Trois exemples parmi d'autres. Installés de longue date ou encore étudiants, généralistes ou spécialistes, libéraux ou hospitaliers, comme les autres professionnels de santé, les médecins n'échappent pas à la folie planétaire des journaux en ligne. Certes, au regard des quelque 5 millions de blogs créés en France (selon une enquête de Médiamétrie datée de juin 2007), la soixantaine de « doc-blogs » -recensement sur le site medecine2.0 semble bien modeste. « Les sites médicaux se comptent par centaines mais le nombre de blogs individuels de praticiens est assez limité », confirme Gaétan Kerdelhué de l'équipe CISMeF (catalogue et index des sites médicaux francophones), du CHU de Rouen, qui a participé à la création du site medecine.2.0.
Mais les médecins blogueurs sont, en tout cas pour certains, particulièrement actifs, et leurs sites, enrichis quotidiennement ou presque, sont très populaires.
Le blogdupetitdocteur reçoit ainsi 300 à 500 visites par jour, selon son enthousiaste créateur, le Dr Guillaume Lardéchois (écouter ci–contre). Même succès pour grangeblanche, le blog de Lawrence Passmore, pseudo d'un trentenaire spécialiste en médecine cardio-vasculaire, exerçant dans la région lyonnaise.
Le blog comme haut-parleur
Informations médicales ou de santé publique, coups de gueule (sur les visiteurs médicaux, la Sécu…), agacements devant le sans gêne de certains patients, mais aussi désarroi devant des maladies graves, la misère et la mort… Dans leur journal souvent anonyme, les médecins n'hésitent pas à tomber le masque. « On raconte des situations auxquelles on est confronté et dont il n'est pas facile de parler à son conjoint ou ses amis », note Guillaume Lardéchois. Un moyen de rompre une certaine solitude, donc. Mais le blog n'est pas qu'un exutoire. Il suffit de voir la diversité des sujets abordés : politique, culture... «J'essaie de faire une relecture de l'actualité. En fait, on est des citoyens avec un stétho autour du cou », continue ce généraliste.
« Le blog c'est un haut-parleur, cela me permet d'aborder des sujets qui me tiennent à c½ur, renchérit Lawrence Passmore. En ce moment par exemple, je m'intéresse au micro crédit, alors j'en parle sur grangeblanche». Effectivement, en date du 5 décembre, il consacre un article très détaillé au site kiva.org, qui permet aux citoyens de prêter de l'argent à des entrepreneurs de tout poil et de toutes origines géographiques. Passionné par cette nouvelle activité (il écrit tous les jours), Lawrence Passmore la voit comme une deuxième vie, l'occasion de rencontres (virtuelles) inattendues et enrichissantes . C'est ainsi qu'il est en contact régulier avec d'autres médecins blogueurs (qui semblent en fait former une sorte de « communauté », chacun référençant au moins une dizaine de sites de confrères dans ses blogs préférés). Il y a aussi les échanges, parfois passionnants avec ceux, fidèles ou non du blog, qui postent leurs commentaires sur les sujets du jour.

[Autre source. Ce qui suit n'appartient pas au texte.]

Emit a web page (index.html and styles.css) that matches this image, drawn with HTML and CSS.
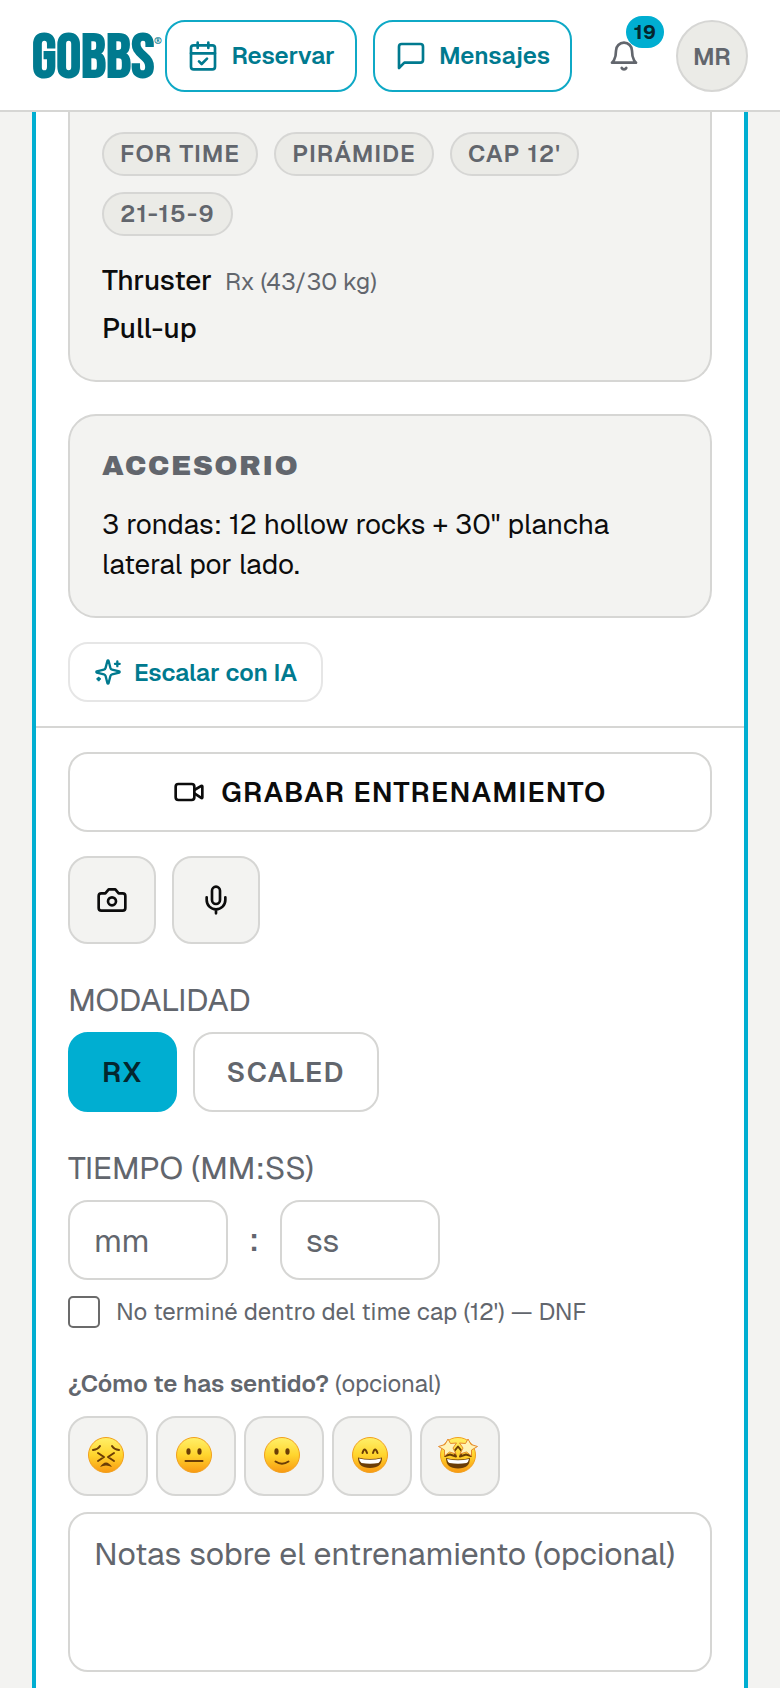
FILE: index.html
```html
<!DOCTYPE html>
<html lang="es">
<head>
  <meta charset="UTF-8" />
  <meta name="viewport" content="width=device-width, initial-scale=1.0"/>
  <title>GOBBS - Entrenamiento</title>
  <link rel="stylesheet" href="styles.css">
</head>
<body>
  <header class="topbar">
    <a class="logo" href="#" aria-label="GOBBS">GOBBS<span class="logo-mark">®</span></a>
    <nav class="topbar-nav">
      <a class="nav-btn" href="#reservar">
        <svg class="icon" viewBox="0 0 24 24"><path d="M8 2v4M16 2v4M3 10h18M9 16l2 2 4-4"/><rect x="3" y="4" width="18" height="18" rx="2"/></svg>
        Reservar
      </a>
      <a class="nav-btn" href="#mensajes">
        <svg class="icon" viewBox="0 0 24 24"><path d="M21 15a2 2 0 0 1-2 2H7l-4 4V5a2 2 0 0 1 2-2h14a2 2 0 0 1 2 2z"/></svg>
        Mensajes
      </a>
      <button class="bell-btn" type="button" aria-label="Notificaciones">
        <svg class="icon" viewBox="0 0 24 24"><path d="M6 8a6 6 0 0 1 12 0c0 7 3 9 3 9H3s3-2 3-9"/><path d="M10.3 21a1.94 1.94 0 0 0 3.4 0"/></svg>
        <span class="badge">19</span>
      </button>
      <button class="avatar" type="button">MR</button>
    </nav>
  </header>

  <main class="workout">
    <div class="workout-body">
      <section class="block block-main">
        <ul class="chips">
          <li class="chip">FOR TIME</li>
          <li class="chip">PIRÁMIDE</li>
          <li class="chip">CAP 12'</li>
          <li class="chip">21-15-9</li>
        </ul>
        <ul class="moves">
          <li>Thruster <span class="load">Rx (43/30 kg)</span></li>
          <li>Pull-up</li>
        </ul>
      </section>

      <section class="block">
        <h2 class="block-title">ACCESORIO</h2>
        <p class="block-text">3 rondas: 12 hollow rocks + 30" plancha lateral por lado.</p>
      </section>

      <button class="ai-btn" type="button">
        <svg class="icon" viewBox="0 0 24 24"><path d="M9.937 15.5A2 2 0 0 0 8.5 14.063l-6.135-1.582a.5.5 0 0 1 0-.962L8.5 9.936A2 2 0 0 0 9.937 8.5l1.582-6.135a.5.5 0 0 1 .963 0L14.063 8.5A2 2 0 0 0 15.5 9.937l6.135 1.581a.5.5 0 0 1 0 .964L15.5 14.063a2 2 0 0 0-1.437 1.437l-1.582 6.135a.5.5 0 0 1-.963 0z"/><path d="M20 3v4M22 5h-4M4 17v2M5 18H3"/></svg>
        Escalar con IA
      </button>
    </div>

    <form class="log">
      <button class="record-btn" type="button">
        <svg class="icon" viewBox="0 0 24 24"><path d="m16 13 5.223 3.482a.5.5 0 0 0 .777-.416V7.87a.5.5 0 0 0-.752-.432L16 10.5"/><rect x="2" y="6" width="14" height="12" rx="2"/></svg>
        GRABAR ENTRENAMIENTO
      </button>

      <div class="media">
        <button class="media-btn" type="button" aria-label="Foto">
          <svg class="icon" viewBox="0 0 24 24"><path d="M14.5 4h-5L7 7H4a2 2 0 0 0-2 2v9a2 2 0 0 0 2 2h16a2 2 0 0 0 2-2V9a2 2 0 0 0-2-2h-3l-2.5-3z"/><circle cx="12" cy="13" r="3"/></svg>
        </button>
        <button class="media-btn" type="button" aria-label="Nota de voz">
          <svg class="icon" viewBox="0 0 24 24"><path d="M12 2a3 3 0 0 0-3 3v7a3 3 0 0 0 6 0V5a3 3 0 0 0-3-3Z"/><path d="M19 10v2a7 7 0 0 1-14 0v-2M12 19v3"/></svg>
        </button>
      </div>

      <fieldset class="field">
        <legend class="field-label">MODALIDAD</legend>
        <div class="modes">
          <button class="mode-btn active" type="button">RX</button>
          <button class="mode-btn" type="button">SCALED</button>
        </div>
      </fieldset>

      <fieldset class="field">
        <legend class="field-label">TIEMPO (MM:SS)</legend>
        <div class="time">
          <input class="time-input" type="text" inputmode="numeric" placeholder="mm" aria-label="Minutos">
          <span class="colon">:</span>
          <input class="time-input" type="text" inputmode="numeric" placeholder="ss" aria-label="Segundos">
        </div>
      </fieldset>

      <label class="dnf">
        <input class="dnf-check" type="checkbox">
        No terminé dentro del time cap (12') — DNF
      </label>

      <p class="feeling"><strong>¿Cómo te has sentido?</strong> (opcional)</p>
      <div class="faces">
        <button class="face-btn" type="button" aria-label="Muy mal">
          <svg class="face" viewBox="0 0 40 40">
            <defs>
              <linearGradient id="skin" x1="0" y1="0" x2="0" y2="1">
                <stop offset="0" stop-color="#fff06a"/>
                <stop offset=".5" stop-color="#ffd52e"/>
                <stop offset="1" stop-color="#f99a12"/>
              </linearGradient>
            </defs>
            <circle class="skin" cx="18" cy="19" r="17.5"/>
            <path class="line" d="M5 14q5-.5 7-4M31 14q-5-.5-7-4M10 17l6 4-6 4M26 17l-6 4 6 4"/>
            <path class="frown" d="M12 31q6-9 12 0-6-3-12 0z"/>
          </svg>
        </button>
        <button class="face-btn" type="button" aria-label="Regular">
          <svg class="face" viewBox="0 0 40 40">
            <circle class="skin" cx="18" cy="19" r="17.5"/>
            <ellipse class="eye" cx="12.500" cy="15.500" rx="2.100" ry="3.200"/>
            <ellipse class="eye" cx="23.500" cy="15.500" rx="2.100" ry="3.200"/>
            <path class="line" d="M9.500 25h17"/>
          </svg>
        </button>
        <button class="face-btn" type="button" aria-label="Bien">
          <svg class="face" viewBox="0 0 40 40">
            <circle class="skin" cx="18" cy="19" r="17.5"/>
            <ellipse class="eye" cx="12.500" cy="15.500" rx="2.100" ry="3.200"/>
            <ellipse class="eye" cx="23.500" cy="15.500" rx="2.100" ry="3.200"/>
            <path class="line" d="M11.500 25.500q6.500 4.500 13 0"/>
          </svg>
        </button>
        <button class="face-btn" type="button" aria-label="Muy bien">
          <svg class="face" viewBox="0 0 40 40">
            <circle class="skin" cx="18" cy="19" r="17.5"/>
            <path class="line" d="M10.500 17q2-7 4.500 0M21 17q2-7 4.500 0"/>
            <path class="mouth" d="M6 21.500q12 3 24 0 0 10.500-12 10.500T6 21.500z"/>
            <path class="teeth" d="M7 22.500q11 2.500 22 0-.5 3.500-2.500 4.500-8.500 1.500-17 0-2-1-2.500-4.500z"/>
          </svg>
        </button>
        <button class="face-btn" type="button" aria-label="Increíble">
          <svg class="face" viewBox="0 0 40 40">
            <circle class="skin" cx="18" cy="19" r="17.5"/>
            <path class="mouth" d="M6 22q12 3 24 0 0 10.500-12 10.500T6 22z"/>
            <path class="teeth" d="M7 23q11 2.500 22 0-.5 3-2.500 4-8.500 1.500-17 0-2-1-2.500-4z"/>
            <path class="line" d="M5 20l5-1.500 6 2-2-5 4-5 4 5-2 5 6-2 5 1.500"/>
            <path class="star" d="M8 3l2.500 4.500 6-.5-3.500 5 3 6-6.500-2-5 4v-6L-1.500 10.500l6.500-2z"/>
            <path class="star" d="M28 3l-2.500 4.500-6-.5 3.500 5-3 6 6.500-2 5 4v-6l6-3.500-6.500-2z"/>
          </svg>
        </button>
      </div>

      <textarea class="notes" placeholder="Notas sobre el entrenamiento (opcional)" aria-label="Notas"></textarea>
    </form>
  </main>
</body>
</html>
```
FILE: styles.css
```css
* {
  box-sizing: border-box;
}
body {
  margin: 0;
  background-color: #f3f3f1;
  color: #0c0c0c;
  font-family: Geist, Inter, "Liberation Sans", Arial, sans-serif;
  font-size: 28px;
  line-height: 40px;
}
button, input, textarea {
  font-family: inherit;
  color: inherit;
  margin: 0;
}
button {
  cursor: pointer;
  padding: 0;
}
ul {
  list-style: none;
  margin: 0;
  padding: 0;
}
.icon {
  width: 32px;
  height: 32px;
  flex: none;
  fill: none;
  stroke: currentColor;
  stroke-width: 2;
  stroke-linecap: round;
  stroke-linejoin: round;
}

/* cabecera */
.topbar {
  position: sticky;
  top: 0;
  z-index: 10;
  display: flex;
  align-items: center;
  justify-content: space-between;
  padding: 20px 32px 18px;
  background-color: #fff;
  border-bottom: 2px solid #d6d6d4;
}
.logo {
  display: flex;
  align-items: flex-start;
  padding-top: 6px;
  color: #007a8f;
  font-family: "Bebas Neue", "Liberation Sans Narrow", "DejaVu Sans Condensed", sans-serif;
  font-size: 62px;
  font-weight: bold;
  line-height: 60px;
  text-decoration: none;
}
.logo-mark {
  font-size: 10px;
  font-weight: normal;
  line-height: 24px;
}
.topbar-nav {
  display: flex;
  gap: 16px;
}
.nav-btn {
  display: flex;
  align-items: center;
  gap: 12px;
  height: 72px;
  padding: 0 20px;
  border: 2px solid #0fa9c6;
  border-radius: 20px;
  color: #007a8f;
  font-size: 24px;
  font-weight: 600;
  text-decoration: none;
}
.bell-btn {
  position: relative;
  display: flex;
  align-items: center;
  justify-content: center;
  width: 72px;
  height: 72px;
  border: none;
  background: none;
  color: #62666d;
}
.badge {
  position: absolute;
  top: -4px;
  right: -4px;
  padding: 0 8px;
  border-radius: 16px;
  background-color: #00aed1;
  color: #04262e;
  font-size: 20px;
  font-weight: 700;
  line-height: 32px;
}
.avatar {
  width: 72px;
  height: 72px;
  border: 2px solid #d6d6d4;
  border-radius: 50%;
  background-color: #ebebe7;
  color: #62666d;
  font-size: 24px;
  font-weight: 600;
}

/* tarjeta del entrenamiento */
.workout {
  margin: 0 32px;
  background-color: #fff;
  border: 4px solid #00aed1;
  border-width: 0 4px;
}
.workout-body {
  padding: 0 32px 24px;
  border-bottom: 2px solid #d6d6d4;
}
.block {
  margin-bottom: 24px;
  padding: 32px;
  border: 2px solid #d6d6d4;
  border-radius: 28px;
  background-color: #f3f3f1;
}
.block-main {
  margin-bottom: 32px;
  padding-top: 20px;
  border-top: none;
  border-radius: 0 0 28px 28px;
}
.chips {
  display: flex;
  flex-wrap: wrap;
  gap: 16px;
  margin-bottom: 24px;
}
.chip {
  padding: 0 16px;
  border: 2px solid #d6d6d4;
  border-radius: 22px;
  background-color: #ebebe7;
  color: #62666d;
  font-size: 24px;
  font-weight: 600;
  letter-spacing: 0.05em;
}
.moves {
  display: grid;
  gap: 8px;
  font-weight: 500;
}
.load {
  margin-left: 6px;
  color: #62666d;
  font-size: 24px;
  font-weight: 400;
  line-height: 24px;
}
.block-title {
  margin: 0 0 20px;
  color: #62666d;
  font-family: "Archivo Black", Inter, sans-serif;
  font-size: 28px;
  font-weight: 400;
  letter-spacing: 0.05em;
  line-height: 36px;
}
.block-text {
  margin: 0;
}
.ai-btn {
  display: flex;
  align-items: center;
  gap: 12px;
  height: 60px;
  padding: 0 24px;
  border: 2px solid #e6e6e6;
  border-radius: 20px;
  background-color: #fff;
  color: #007a8f;
  font-size: 24px;
  font-weight: 600;
}
.ai-btn .icon {
  width: 28px;
  height: 28px;
}

/* registro */
.log {
  padding: 24px 32px 16px;
}
.record-btn {
  display: flex;
  align-items: center;
  justify-content: center;
  gap: 16px;
  width: 100%;
  height: 80px;
  border: 2px solid #d6d6d4;
  border-radius: 20px;
  background-color: #fff;
  font-size: 28px;
  font-weight: 600;
  letter-spacing: 0.05em;
}
.media {
  display: flex;
  gap: 16px;
  margin: 24px 0 32px;
}
.media-btn {
  display: flex;
  align-items: center;
  justify-content: center;
  width: 88px;
  height: 88px;
  border: 2px solid #d6d6d4;
  border-radius: 20px;
  background-color: #f3f3f1;
}
.field {
  min-width: 0;
  margin: 0;
  padding: 0;
  border: none;
}
.field + .field {
  margin-top: 32px;
}
.field-label {
  margin-bottom: 8px;
  padding: 0;
  color: #62666d;
  font-size: 32px;
  line-height: 48px;
}
.modes {
  display: flex;
  gap: 16px;
}
.mode-btn {
  height: 80px;
  padding: 0 32px;
  border: 2px solid #d6d6d4;
  border-radius: 20px;
  background-color: #fff;
  color: #62666d;
  font-size: 28px;
  font-weight: 600;
  letter-spacing: 0.05em;
}
.mode-btn.active {
  border-color: #00aed1;
  background-color: #00aed1;
  color: #04262e;
}
.time {
  display: flex;
  align-items: center;
}
.time-input {
  width: 160px;
  height: 80px;
  padding: 0 24px;
  border: 2px solid #d6d6d4;
  border-radius: 20px;
  background-color: #fff;
  font-size: 32px;
}
.colon {
  width: 52px;
  color: #62666d;
  font-size: 32px;
  font-weight: 500;
  text-align: center;
}
::placeholder {
  color: #62666d;
  opacity: 1;
}
.dnf {
  display: flex;
  align-items: center;
  gap: 16px;
  margin: 16px 0 36px;
  color: #62666d;
  font-size: 24px;
  line-height: 32px;
}
.dnf-check {
  appearance: none;
  width: 32px;
  height: 32px;
  border: 2px solid #6b6b6b;
  border-radius: 5px;
  background-color: #fff;
}
.dnf-check:checked {
  background-color: #00aed1;
}
.feeling {
  margin: 0 0 12px;
  color: #62666d;
  font-size: 24px;
}
.feeling strong {
  font-weight: 600;
}
.faces {
  display: flex;
  gap: 8px;
  margin-bottom: 16px;
}
.face-btn {
  display: flex;
  align-items: center;
  justify-content: center;
  width: 80px;
  height: 80px;
  border: 2px solid #d6d6d4;
  border-radius: 20px;
  background-color: #f3f3f1;
}
.face {
  width: 40px;
  height: 40px;
  overflow: visible;
}
.skin {
  fill: url(#skin);
  stroke: #f2a01e;
}
.eye {
  fill: #6b3d06;
}
.line {
  fill: none;
  stroke: #6b3d06;
  stroke-width: 2;
  stroke-linecap: round;
  stroke-linejoin: round;
}
.mouth, .frown {
  fill: #6b3d06;
}
.teeth {
  fill: #fff;
}
.star {
  fill: #fff3b8;
  stroke: #e58a2c;
  stroke-linejoin: round;
}
.notes {
  display: block;
  width: 100%;
  height: 160px;
  padding: 16px 24px;
  border: 2px solid #d6d6d4;
  border-radius: 20px;
  background-color: #fff;
  font-size: 32px;
  line-height: 48px;
  resize: none;
}
```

Si quelques docblogueurs connus, tels Christian Lehmann écrivent sous leur véritable nom, la plupart préfèrent prendre un pseudo. Une discrétion qui permet de ne pas fausser les rapports avec leurs patients, disent-ils, et d'avoir une parole plus libre, sans crainte de se faire rappeler à l'ordre par des mécontents. « Il faut rester respectueux des confrères et des malades, ils ne doivent pas être reconnus », insiste Lawrence Passmore. Faute d'avoir respecté ces obligations déontologiques, quelques médecins et étudiants auraient été contraints à la fermeture de leur blog, leur hiérarchie et collègues n'ayant guère apprécié les critiques au grand jour.